> TASK TO CARRY OUT: Take each line containing the word "styled" and copy it.

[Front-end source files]
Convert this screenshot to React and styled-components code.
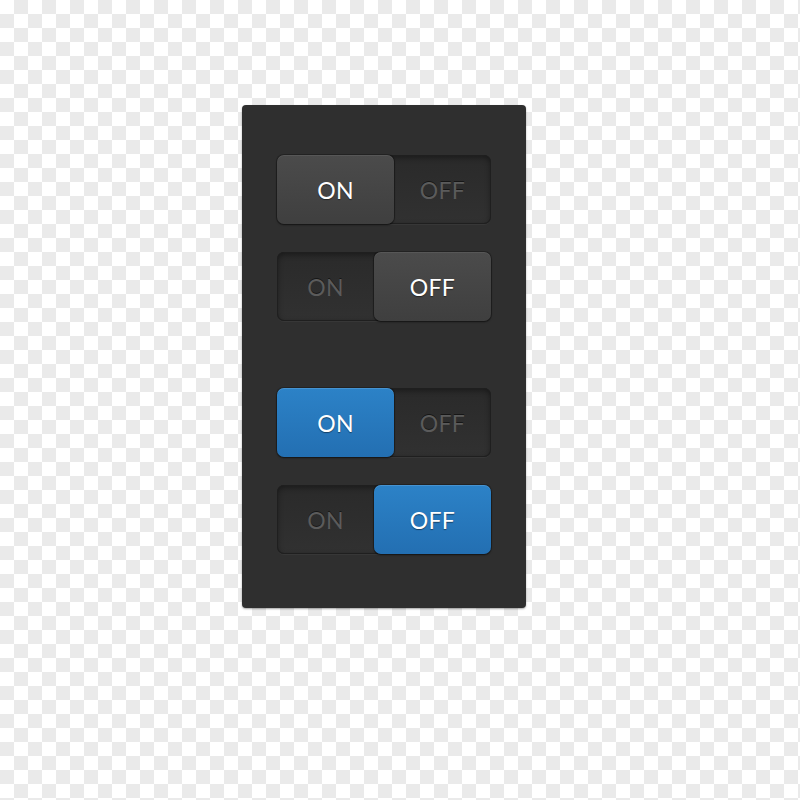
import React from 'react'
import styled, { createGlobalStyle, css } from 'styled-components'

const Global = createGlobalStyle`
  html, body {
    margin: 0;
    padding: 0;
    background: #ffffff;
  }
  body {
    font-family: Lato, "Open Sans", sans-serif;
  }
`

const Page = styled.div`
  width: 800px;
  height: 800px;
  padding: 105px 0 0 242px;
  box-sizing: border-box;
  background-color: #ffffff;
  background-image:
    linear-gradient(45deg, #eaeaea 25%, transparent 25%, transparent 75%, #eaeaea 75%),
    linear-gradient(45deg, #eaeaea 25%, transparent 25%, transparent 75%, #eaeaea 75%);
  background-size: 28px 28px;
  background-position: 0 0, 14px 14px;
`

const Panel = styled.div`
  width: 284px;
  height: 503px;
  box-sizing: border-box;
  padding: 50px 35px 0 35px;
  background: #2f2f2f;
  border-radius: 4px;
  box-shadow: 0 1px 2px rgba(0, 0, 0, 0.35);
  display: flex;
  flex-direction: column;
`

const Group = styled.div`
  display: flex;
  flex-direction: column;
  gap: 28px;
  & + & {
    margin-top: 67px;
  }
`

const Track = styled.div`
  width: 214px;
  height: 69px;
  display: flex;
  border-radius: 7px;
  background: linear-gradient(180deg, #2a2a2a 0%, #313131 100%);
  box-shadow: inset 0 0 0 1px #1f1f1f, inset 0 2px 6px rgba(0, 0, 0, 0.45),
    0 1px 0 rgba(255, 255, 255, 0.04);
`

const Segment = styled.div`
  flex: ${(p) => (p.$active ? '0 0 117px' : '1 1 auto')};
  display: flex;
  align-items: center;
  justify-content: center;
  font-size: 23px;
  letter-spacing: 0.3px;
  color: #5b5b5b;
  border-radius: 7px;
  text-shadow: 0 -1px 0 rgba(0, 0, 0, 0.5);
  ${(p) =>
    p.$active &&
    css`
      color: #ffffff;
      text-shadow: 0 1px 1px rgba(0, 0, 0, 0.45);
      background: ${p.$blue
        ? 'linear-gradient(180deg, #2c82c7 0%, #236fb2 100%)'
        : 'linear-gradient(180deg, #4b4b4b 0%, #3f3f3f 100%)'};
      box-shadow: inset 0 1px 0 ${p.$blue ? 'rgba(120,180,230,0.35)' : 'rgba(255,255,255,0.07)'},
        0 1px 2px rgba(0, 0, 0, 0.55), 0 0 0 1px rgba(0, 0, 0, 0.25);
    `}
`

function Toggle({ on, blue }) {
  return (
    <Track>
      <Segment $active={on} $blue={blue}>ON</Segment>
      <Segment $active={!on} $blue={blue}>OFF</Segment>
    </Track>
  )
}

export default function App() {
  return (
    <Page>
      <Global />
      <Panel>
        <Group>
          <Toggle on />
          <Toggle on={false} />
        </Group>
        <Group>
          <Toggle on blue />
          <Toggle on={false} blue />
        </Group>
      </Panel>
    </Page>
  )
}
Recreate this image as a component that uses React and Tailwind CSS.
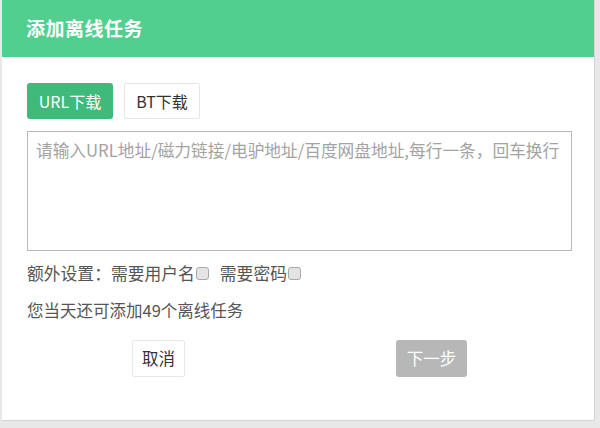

> CORRECT ANSWER:
Convert this screenshot to React and styled-components code.
import styled, { createGlobalStyle, css } from 'styled-components'
const Page = styled.div`
const Panel = styled.div`
const Group = styled.div`
const Track = styled.div`
const Segment = styled.div`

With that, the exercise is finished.